She first appeared at the treeline around the cemetery. I heard her before I saw her. She called out in a breathy little “mrrrrawf” as her tail bobbed above her like a periscope.
Allen Cemetery sits about halfway between Tarheel and Dublin, North Carolina, on Bethel Church Road. It’s a little over two acres of sand and sparse clumps of grass dotted with almost 500 headstones. Most of the stones are from the 20th century though the oldest is from 1855. It was empty of living persons on the day that I visited in early September 2011.
Since August of that year I’d been driving my pregnant wife to the college in Dublin where she worked as an English professor. I’d been laid off earlier that year from my job as a high school English teacher and so had nothing much to do with my days. I would see her to her office and then either read in the college library or, on days that weren’t oppressively warm, explore Bladen County.
I was actually at Allen Cemetery to do volunteer work. I’ve been a member of Find A Grave (it’s exactly what it sounds like) since 2010 and part of the beauty of the site is that people can post photo requests of memorials. Say that you live in California but your great-great grandmother is buried in Columbia, South Carolina. Obviously you want to know what her cemetery marker looks like, right? Post a request and Find A Grave members in the Columbia area will be notified.
Camera in hand, I had scrawled out a list of a few headstones to photograph.
Likely drawn out by the hope that I’d have food, she had begun paralleling my slow walk among the headstones. She was scrawny but sleek and obviously unafraid. Her call came at intervals like she was testing the acoustics of the various rows – or, continuing with the periscope imagery, like sonar, bouncing her rattling little speech off of the invisible audience of grandmothers, infants, and drunk-driving victims.

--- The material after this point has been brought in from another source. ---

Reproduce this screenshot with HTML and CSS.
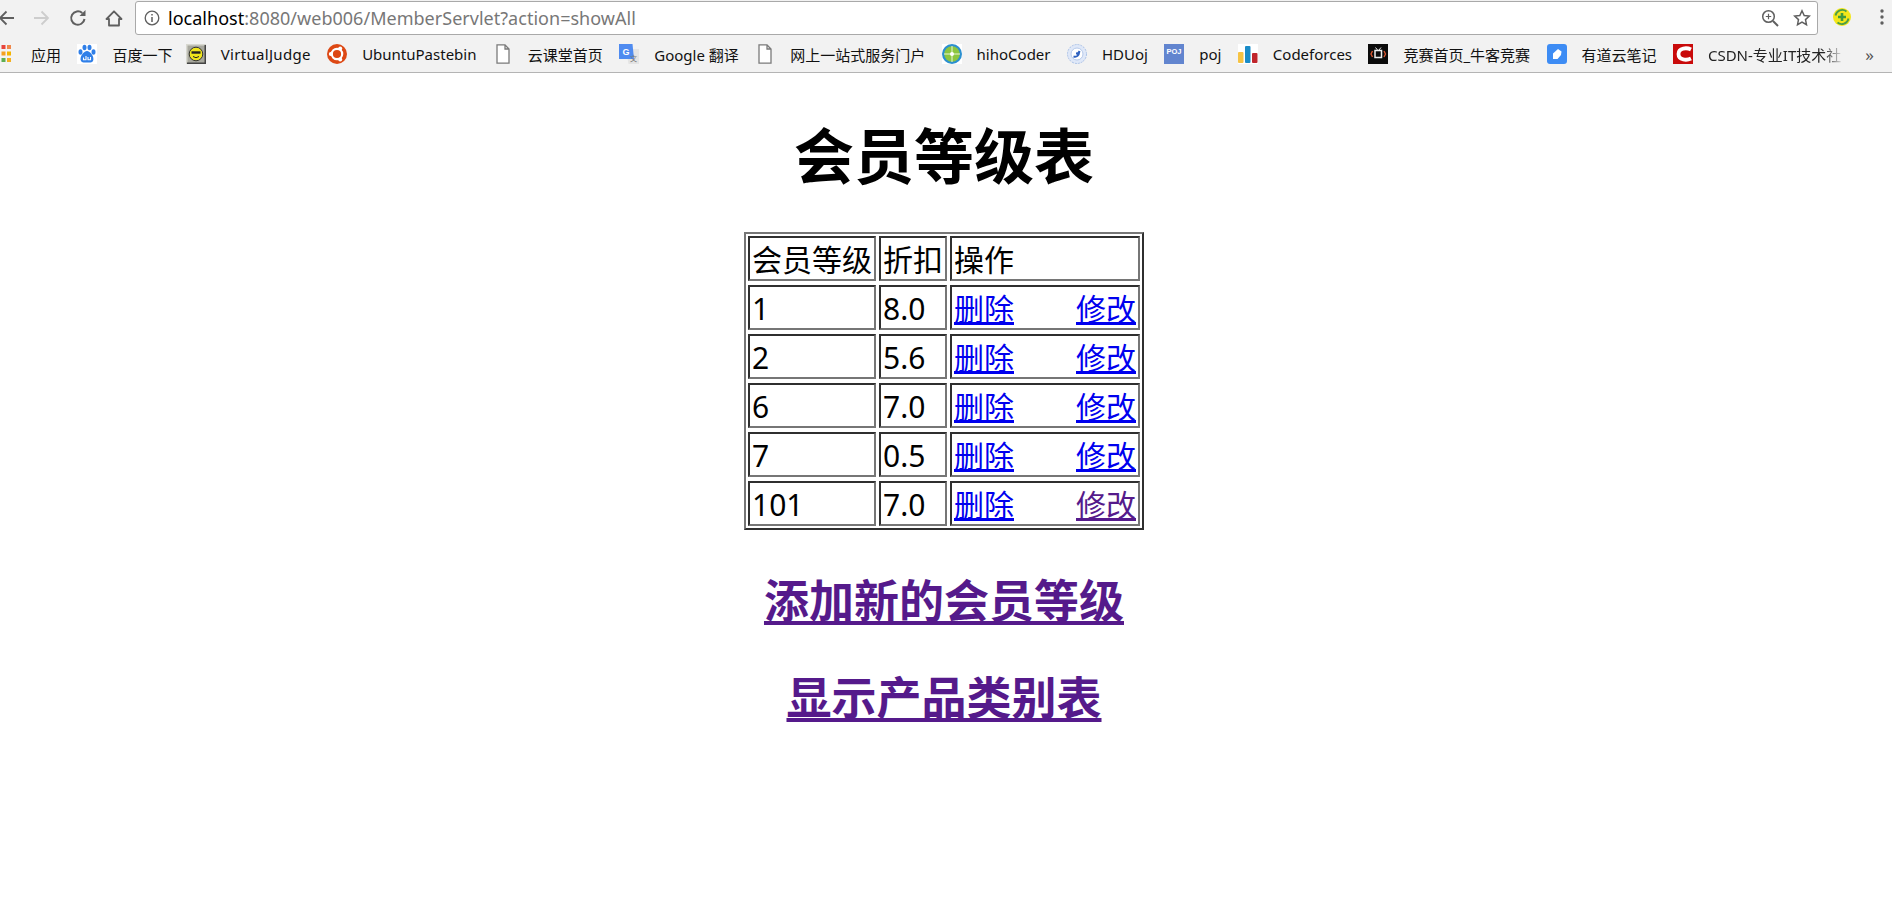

“I’m sorry baby, I don’t have any food with me.”
“Mrrrrawf?”
“If I did I’d give it to you.”
“Mrrrrawf?”
“I know you’ve gotta be hungry, sweetie.”
“Mrrrrawf.”
Of course I was assuming that she wasn’t at least noshing on whatever little rodents lived in the area. She maintained a distance of about two rows from me, leisurely strolling along the crabgrass, and gingerly stepping on the heads of artificial flowers that had abandoned those to whom they were dedicated.
At some point I started taking her picture. The camera I had was best for subjects that were immobile. It was maybe eight megapixels and slow of shutter. As she strutted on her little white feet my every attempt came out blurred.
“I know sweetie, it’s not fair, it’s not.”
“Mrrrrawf.”
Her calls had ceased sounding like questions and had taken on a more resigned “well I’ll be durned” tone. She was a country cat, after all.
Bladen County itself is a massive rural expanse dotted with a handful of towns. Elizabethtown, with about 3,500 souls, is the largest. The population density is roughly forty people per square mile.
There’s no available census data for cats, however.
About six miles northwest of Allen Cemetery is Bladen County’s economic anchor and eyesore, the Smithfield Foods plant. The facility employs almost 5,000 people (so technically it’s the county’s biggest town). Prior to becoming home to the largest slaughterhouse on Earth, the site of the plant had been a plantation driven by slave labor and, prior to that, the land of the Siouan-speaking indigenous people.
30,000: it’s the human population of Bladen County, the median income of Bladen County, and the number of hogs slaughtered in the Smithfield Plant each day.
We both stopped. It was only in the mid-80s and the humidity was mild but I just planted my feet to the ground. Some small breeze hissed through the Loblolly Pines and the oak trees.
“Mrrrrawf.”
There was an enormity behind us and in front of us. Terrifying. The Earth is full of the dead. It’d be tempting to say full to bursting but no, the dead decay, they’re just another part of the planet. Still, there’s an enormity.
I’ve often entertained the thought that in the South, during the summer, none of the recently deceased are able to depart for the afterlife. The humidity traps souls like tree sap, tugging on ghostly toes. It’s better to just wait for the first day of fall-like weather and then the Southern dead are spring-shot from their dixied-purgatory into the hereafter.
But that September day was humid. Fall hadn’t liberated the newly dead, or so it seemed. So we paused near the end of a row, and she brushed her bouffant tail against a miniature obelisk:
ETTA
Wife of
MILES ALLEN
1854-1941
Earth has no
sorrows that
heaven cannot
heal
“Mrrrrawf.”
I took her picture as she stared at me. Her tiny feet pressed together and her head slightly tilted. Liquid green eyes.